I'm a recent arrival to Turn Alpha and a man who knows less than nothing about Gundam, but there's already so much here to grab me. The complex geopolitical web underpinned by a tangle of salvage rights, technological advantages, economical power, military presence (literally hundreds of mobile suits, each with their own specialties and abilities), and infrastructure has got its hooks in me good. I'm so grateful to both Princess_Hex for roping me into this and BiopunkOtrera for acting as an incredible GM. There's few GSRPs that I've seen that deserve this win more than this.
But.
THE FALLEN LEAVES TELL A STORY
The Shattering War has consumed me body and soul. I was lucky enough to join during Turn 5, and right now we're finishing up turn 7. In the span of those two months, I've created murder plans for every character within the game, enacted old man yaoi with the ghost of a dead bird, attempted to reforge the Elden Ring using rat corpses, spent far too long figuring out the mechanics of colony dropping onto Leyendell, and set up the opening acts of a narrative about loss, loyalty, and diminishment. Alone, that's not special. Every GSRP has its share of wild things and crazy plans, and everyone's enacting their own insane bullshit. The point of these games, after all, is to tell a story that's greater than the sum of its parts.

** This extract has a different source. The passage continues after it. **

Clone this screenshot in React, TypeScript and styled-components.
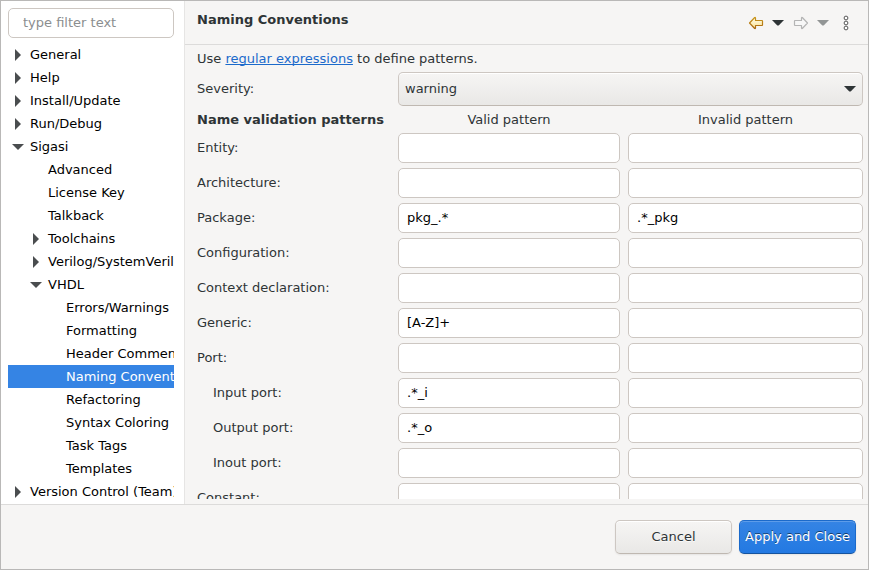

And that's where The Shattering War exceeds every reasonable expectation to enter the realms of the absurd. If you'll pardon my dramatism, there's few things that describe this game's narrative better than a tapestry woven in real-time, where story threads and character moments are spun together into battles, betrayals, heartbreaks and losses that scar the Lands Between forever. Theaxofwar gets Elden Ring in a way that I didn't expect outside of Miyazaki, Martin, or a handful of loretubers, and the best decision he made when putting this game together was excising half of it for an entirely new character roster.

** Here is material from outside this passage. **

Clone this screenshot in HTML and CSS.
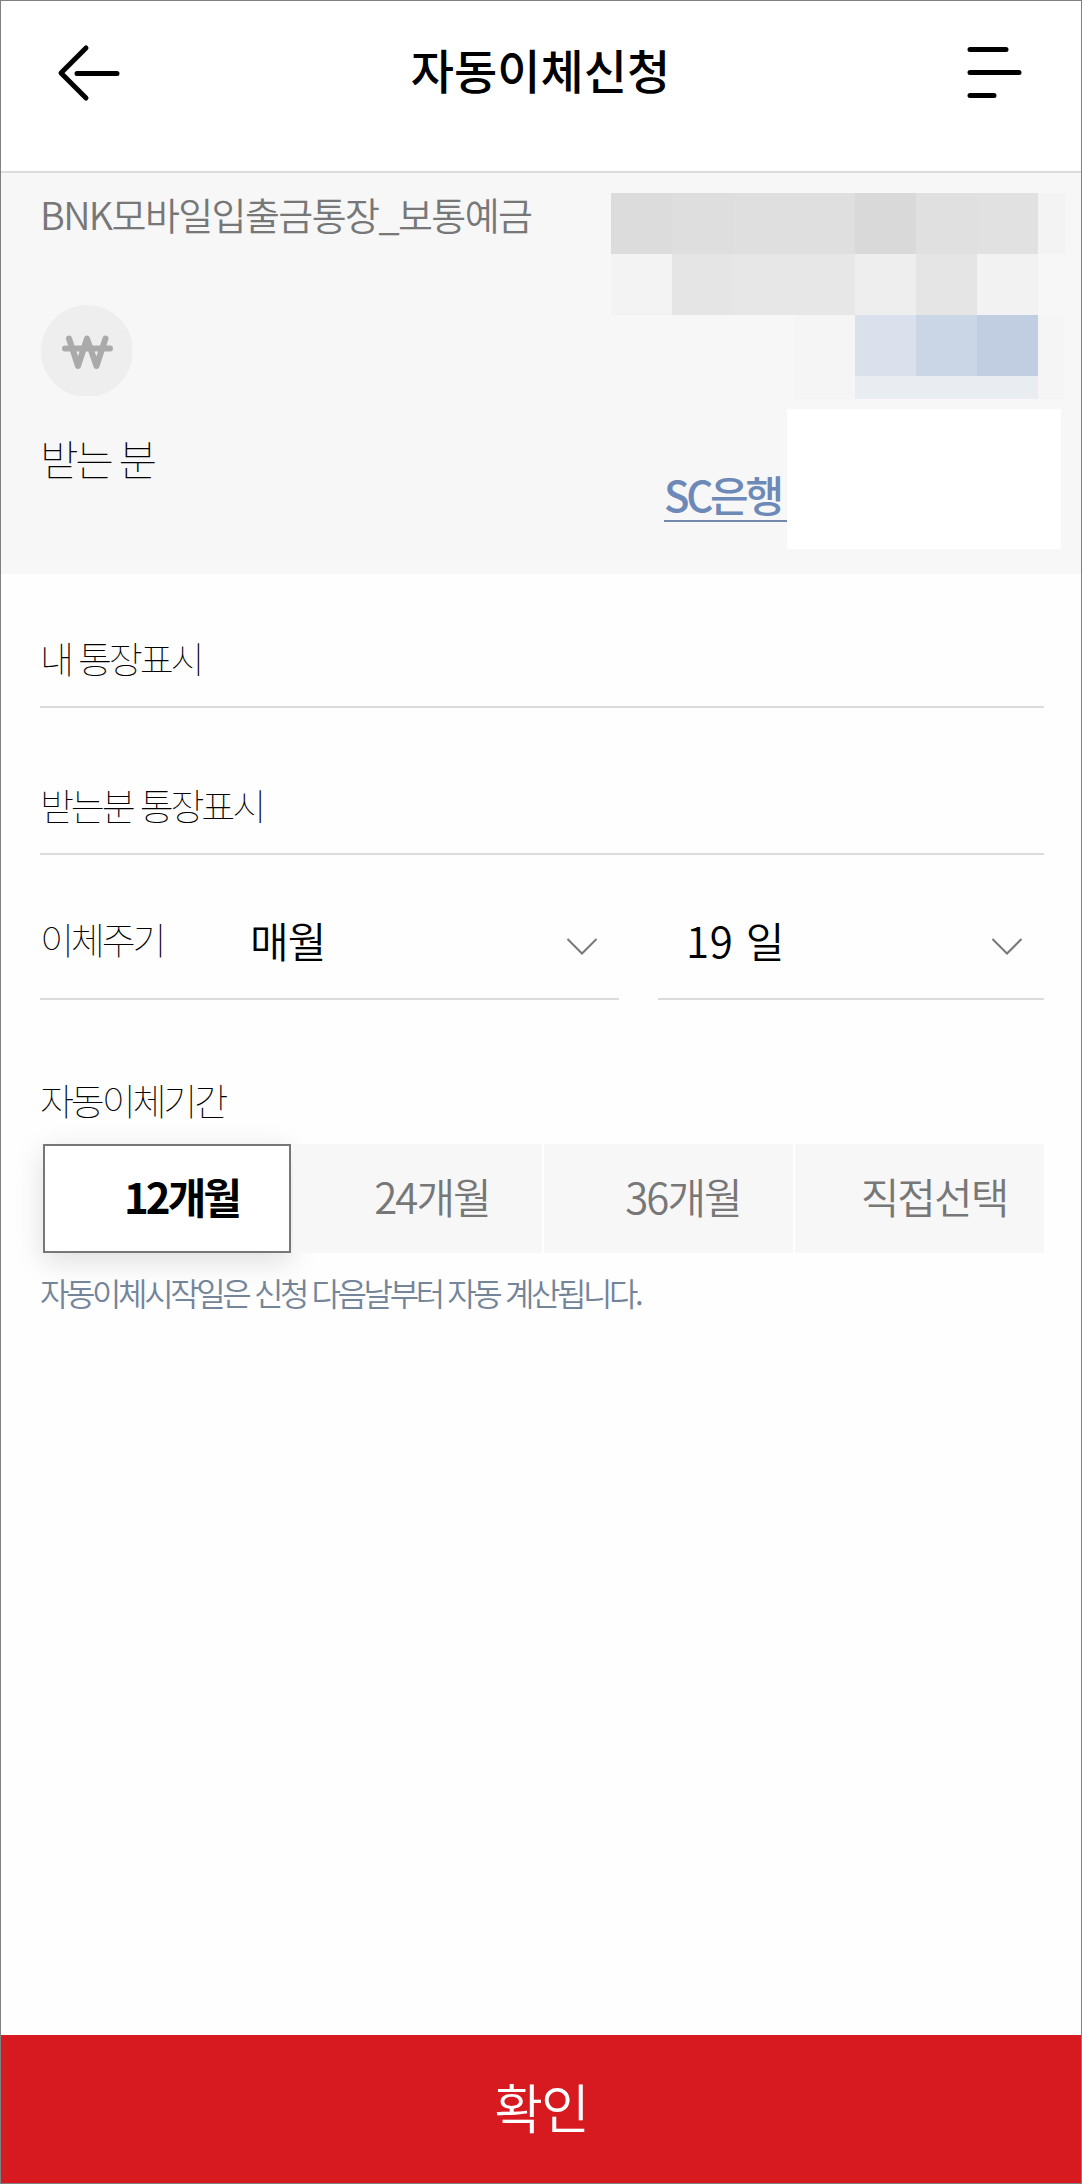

The only member of the Golden Lineage left from canon was Godwyn, and he met his canon fate. In their place, we have the likes of Gwydion, fey lord of Stormveil and false son of Godfrey, Drowned Raahlach, newly returned to the Lands Between to claim his birthright, Gwendolyn the Silver, dark shadow of her favored brother, and Roshan, who shoots down the stars. The Demigods, Servants, and Warlords of our new Lands Between are larger-than-life, conanesque in their melancholies and mirths, and their players gleefully weaponize that to create stories as biting as they are compelling. It's rare that any character achieves a lasting victory without taking a stinging loss as well, and every crushing defeat has a thread of hope that a player can clutch onto for the next turn.
This, along with the lack of any hard stats or power levels (Ax's second best decision) creates an atmosphere where the goal is still to win, but the focus is far more on character arcs and narrative throughlines than the cold calculus of military strategy. I can recite the storylines of all 20-30-odd PCs in this game basically by heart, not just because they're incredibly cool (even though they are) but because I need to in order to know how to deal with them. When conflicts are based on narratives rather than numbers and each character has a story, preparation and properly stacking the deck determines victory and defeat. A Demigod dies to mortal men in The Shattering War after they shoot a ballista through his heart, but it's the leadup to the battle as much as the bolt piercing his heart that kills him.
But he doesn't die.
Instead he's trapped inside Caria's manor, a brilliant mind in a feeble body desperately seeking a cure. When the madman who used a blasphemous blade to sever an Empyrean from her body was caught, he was bound in an Evergaol instead of killed. There he waits for a worthy successor to pass his weapon and deicidal mission onto. The peerless swordswoman who was felled by a ruthless sorcerer rises as an undead abomination, the last line of defense before you can bring down her new liege.
Because this is Elden Ring, and it's so much more interesting this way.
There's so much here I'm cutting for the sake of brevity (lmao) - setting changes and lore, Ax's monstrous update speed, special mechanics for armies and Tarnished - but that's the one point I want to hit above all else. The Shattering War's narrative bangs so hard because everyone - GM and player alike - is fully bought into the atmosphere of Elden Ring, a brutal world where life is cheap no matter how divine, heroes rise and fall at the point of their own sword, and hope is always over the next horizon. We all know how this is going to end, and more likely than not it's going to be with our bodies cooling at the feet of the Tarnished of No Renown. But this is Elden Ring, and everyone from the highest Empyrean to the lowest Servant is going to fight for a victory every step of the way, whatever that may be.
It's a fantasy, it's a tragedy, and it's created one of the best stories I've ever been a part of. I'm so excited to see where it'll go from here.
Please vote The Shattering War - An Elden Ring GSRP for the best GSRP of 2024.